Pages as source code:
++++++

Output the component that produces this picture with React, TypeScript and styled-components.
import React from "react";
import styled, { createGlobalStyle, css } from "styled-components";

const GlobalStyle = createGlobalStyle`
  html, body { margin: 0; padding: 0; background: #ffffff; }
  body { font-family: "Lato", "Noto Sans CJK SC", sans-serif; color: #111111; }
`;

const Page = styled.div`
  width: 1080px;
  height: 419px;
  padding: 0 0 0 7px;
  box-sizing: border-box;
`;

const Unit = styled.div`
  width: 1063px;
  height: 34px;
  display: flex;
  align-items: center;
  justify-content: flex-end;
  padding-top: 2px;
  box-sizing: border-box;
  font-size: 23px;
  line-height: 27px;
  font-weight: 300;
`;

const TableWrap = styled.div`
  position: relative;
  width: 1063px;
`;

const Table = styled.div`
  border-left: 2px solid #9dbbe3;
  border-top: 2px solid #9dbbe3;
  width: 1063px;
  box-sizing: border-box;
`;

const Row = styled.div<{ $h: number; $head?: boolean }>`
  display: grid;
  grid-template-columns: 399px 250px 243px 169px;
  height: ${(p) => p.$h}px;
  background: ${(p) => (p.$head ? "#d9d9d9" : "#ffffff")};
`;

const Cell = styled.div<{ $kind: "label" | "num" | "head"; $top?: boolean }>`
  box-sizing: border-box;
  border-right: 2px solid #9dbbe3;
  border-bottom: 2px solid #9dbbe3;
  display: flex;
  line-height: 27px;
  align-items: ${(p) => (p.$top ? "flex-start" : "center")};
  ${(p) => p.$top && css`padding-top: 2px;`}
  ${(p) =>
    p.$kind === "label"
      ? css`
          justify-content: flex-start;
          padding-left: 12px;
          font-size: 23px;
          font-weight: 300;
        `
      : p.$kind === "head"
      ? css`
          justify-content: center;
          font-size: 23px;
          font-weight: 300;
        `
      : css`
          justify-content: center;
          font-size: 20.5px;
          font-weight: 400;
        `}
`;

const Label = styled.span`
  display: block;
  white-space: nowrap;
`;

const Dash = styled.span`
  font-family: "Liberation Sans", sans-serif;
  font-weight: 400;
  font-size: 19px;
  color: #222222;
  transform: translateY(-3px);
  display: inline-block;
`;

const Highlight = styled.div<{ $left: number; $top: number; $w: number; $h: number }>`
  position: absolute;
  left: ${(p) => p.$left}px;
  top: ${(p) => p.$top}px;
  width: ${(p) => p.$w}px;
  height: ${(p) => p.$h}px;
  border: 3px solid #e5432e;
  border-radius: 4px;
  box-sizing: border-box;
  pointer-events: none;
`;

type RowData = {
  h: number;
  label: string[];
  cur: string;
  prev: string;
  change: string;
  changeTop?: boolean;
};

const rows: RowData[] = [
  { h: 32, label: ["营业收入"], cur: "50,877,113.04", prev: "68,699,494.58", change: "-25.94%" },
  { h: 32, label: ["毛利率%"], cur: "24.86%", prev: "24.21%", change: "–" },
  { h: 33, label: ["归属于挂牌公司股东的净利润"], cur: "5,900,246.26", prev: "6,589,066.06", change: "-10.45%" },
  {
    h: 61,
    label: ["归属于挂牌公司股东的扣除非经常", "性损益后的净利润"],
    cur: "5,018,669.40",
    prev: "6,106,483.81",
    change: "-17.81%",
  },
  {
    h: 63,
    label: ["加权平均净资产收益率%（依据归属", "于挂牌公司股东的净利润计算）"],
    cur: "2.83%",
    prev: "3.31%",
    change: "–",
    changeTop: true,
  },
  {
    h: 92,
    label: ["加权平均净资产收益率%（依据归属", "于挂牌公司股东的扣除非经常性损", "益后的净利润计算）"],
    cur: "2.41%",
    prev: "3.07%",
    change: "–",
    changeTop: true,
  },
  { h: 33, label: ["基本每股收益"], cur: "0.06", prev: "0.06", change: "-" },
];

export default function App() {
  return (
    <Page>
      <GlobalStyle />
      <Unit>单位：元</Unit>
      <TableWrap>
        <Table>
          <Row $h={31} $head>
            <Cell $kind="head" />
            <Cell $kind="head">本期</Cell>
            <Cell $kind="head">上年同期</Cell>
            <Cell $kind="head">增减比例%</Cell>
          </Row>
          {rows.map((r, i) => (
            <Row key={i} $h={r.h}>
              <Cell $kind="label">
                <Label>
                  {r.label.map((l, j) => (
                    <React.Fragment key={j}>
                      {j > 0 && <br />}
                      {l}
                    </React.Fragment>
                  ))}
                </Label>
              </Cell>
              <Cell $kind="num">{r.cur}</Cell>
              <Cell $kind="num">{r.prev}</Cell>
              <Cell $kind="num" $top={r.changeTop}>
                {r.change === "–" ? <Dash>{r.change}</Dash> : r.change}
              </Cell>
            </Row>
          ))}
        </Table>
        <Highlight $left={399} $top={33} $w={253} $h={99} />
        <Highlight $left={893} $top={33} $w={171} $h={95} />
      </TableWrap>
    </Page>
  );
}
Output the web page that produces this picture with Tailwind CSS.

++++++

DIRECTIONS FOR THIS TASK – From the data above, extract every line in its exact form.

COMPLETE ANSWER –
Output the component that produces this picture with React, TypeScript and styled-components.
import React from "react";
import styled, { createGlobalStyle, css } from "styled-components";

const GlobalStyle = createGlobalStyle`
  html, body { margin: 0; padding: 0; background: #ffffff; }
  body { font-family: "Lato", "Noto Sans CJK SC", sans-serif; color: #111111; }
`;

const Page = styled.div`
  width: 1080px;
  height: 419px;
  padding: 0 0 0 7px;
  box-sizing: border-box;
`;

const Unit = styled.div`
  width: 1063px;
  height: 34px;
  display: flex;
  align-items: center;
  justify-content: flex-end;
  padding-top: 2px;
  box-sizing: border-box;
  font-size: 23px;
  line-height: 27px;
  font-weight: 300;
`;

const TableWrap = styled.div`
  position: relative;
  width: 1063px;
`;

const Table = styled.div`
  border-left: 2px solid #9dbbe3;
  border-top: 2px solid #9dbbe3;
  width: 1063px;
  box-sizing: border-box;
`;

const Row = styled.div<{ $h: number; $head?: boolean }>`
  display: grid;
  grid-template-columns: 399px 250px 243px 169px;
  height: ${(p) => p.$h}px;
  background: ${(p) => (p.$head ? "#d9d9d9" : "#ffffff")};
`;

const Cell = styled.div<{ $kind: "label" | "num" | "head"; $top?: boolean }>`
  box-sizing: border-box;
  border-right: 2px solid #9dbbe3;
  border-bottom: 2px solid #9dbbe3;
  display: flex;
  line-height: 27px;
  align-items: ${(p) => (p.$top ? "flex-start" : "center")};
  ${(p) => p.$top && css`padding-top: 2px;`}
  ${(p) =>
    p.$kind === "label"
      ? css`
          justify-content: flex-start;
          padding-left: 12px;
          font-size: 23px;
          font-weight: 300;
        `
      : p.$kind === "head"
      ? css`
          justify-content: center;
          font-size: 23px;
          font-weight: 300;
        `
      : css`
          justify-content: center;
          font-size: 20.5px;
          font-weight: 400;
        `}
`;

const Label = styled.span`
  display: block;
  white-space: nowrap;
`;

const Dash = styled.span`
  font-family: "Liberation Sans", sans-serif;
  font-weight: 400;
  font-size: 19px;
  color: #222222;
  transform: translateY(-3px);
  display: inline-block;
`;

const Highlight = styled.div<{ $left: number; $top: number; $w: number; $h: number }>`
  position: absolute;
  left: ${(p) => p.$left}px;
  top: ${(p) => p.$top}px;
  width: ${(p) => p.$w}px;
  height: ${(p) => p.$h}px;
  border: 3px solid #e5432e;
  border-radius: 4px;
  box-sizing: border-box;
  pointer-events: none;
`;

type RowData = {
  h: number;
  label: string[];
  cur: string;
  prev: string;
  change: string;
  changeTop?: boolean;
};

const rows: RowData[] = [
  { h: 32, label: ["营业收入"], cur: "50,877,113.04", prev: "68,699,494.58", change: "-25.94%" },
  { h: 32, label: ["毛利率%"], cur: "24.86%", prev: "24.21%", change: "–" },
  { h: 33, label: ["归属于挂牌公司股东的净利润"], cur: "5,900,246.26", prev: "6,589,066.06", change: "-10.45%" },
  {
    h: 61,
    label: ["归属于挂牌公司股东的扣除非经常", "性损益后的净利润"],
    cur: "5,018,669.40",
    prev: "6,106,483.81",
    change: "-17.81%",
  },
  {
    h: 63,
    label: ["加权平均净资产收益率%（依据归属", "于挂牌公司股东的净利润计算）"],
    cur: "2.83%",
    prev: "3.31%",
    change: "–",
    changeTop: true,
  },
  {
    h: 92,
    label: ["加权平均净资产收益率%（依据归属", "于挂牌公司股东的扣除非经常性损", "益后的净利润计算）"],
    cur: "2.41%",
    prev: "3.07%",
    change: "–",
    changeTop: true,
  },
  { h: 33, label: ["基本每股收益"], cur: "0.06", prev: "0.06", change: "-" },
];

export default function App() {
  return (
    <Page>
      <GlobalStyle />
      <Unit>单位：元</Unit>
      <TableWrap>
        <Table>
          <Row $h={31} $head>
            <Cell $kind="head" />
            <Cell $kind="head">本期</Cell>
            <Cell $kind="head">上年同期</Cell>
            <Cell $kind="head">增减比例%</Cell>
          </Row>
          {rows.map((r, i) => (
            <Row key={i} $h={r.h}>
              <Cell $kind="label">
                <Label>
                  {r.label.map((l, j) => (
                    <React.Fragment key={j}>
                      {j > 0 && <br />}
                      {l}
                    </React.Fragment>
                  ))}
                </Label>
              </Cell>
              <Cell $kind="num">{r.cur}</Cell>
              <Cell $kind="num">{r.prev}</Cell>
              <Cell $kind="num" $top={r.changeTop}>
                {r.change === "–" ? <Dash>{r.change}</Dash> : r.change}
              </Cell>
            </Row>
          ))}
        </Table>
        <Highlight $left={399} $top={33} $w={253} $h={99} />
        <Highlight $left={893} $top={33} $w={171} $h={95} />
      </TableWrap>
    </Page>
  );
}
Output the web page that produces this picture with Tailwind CSS.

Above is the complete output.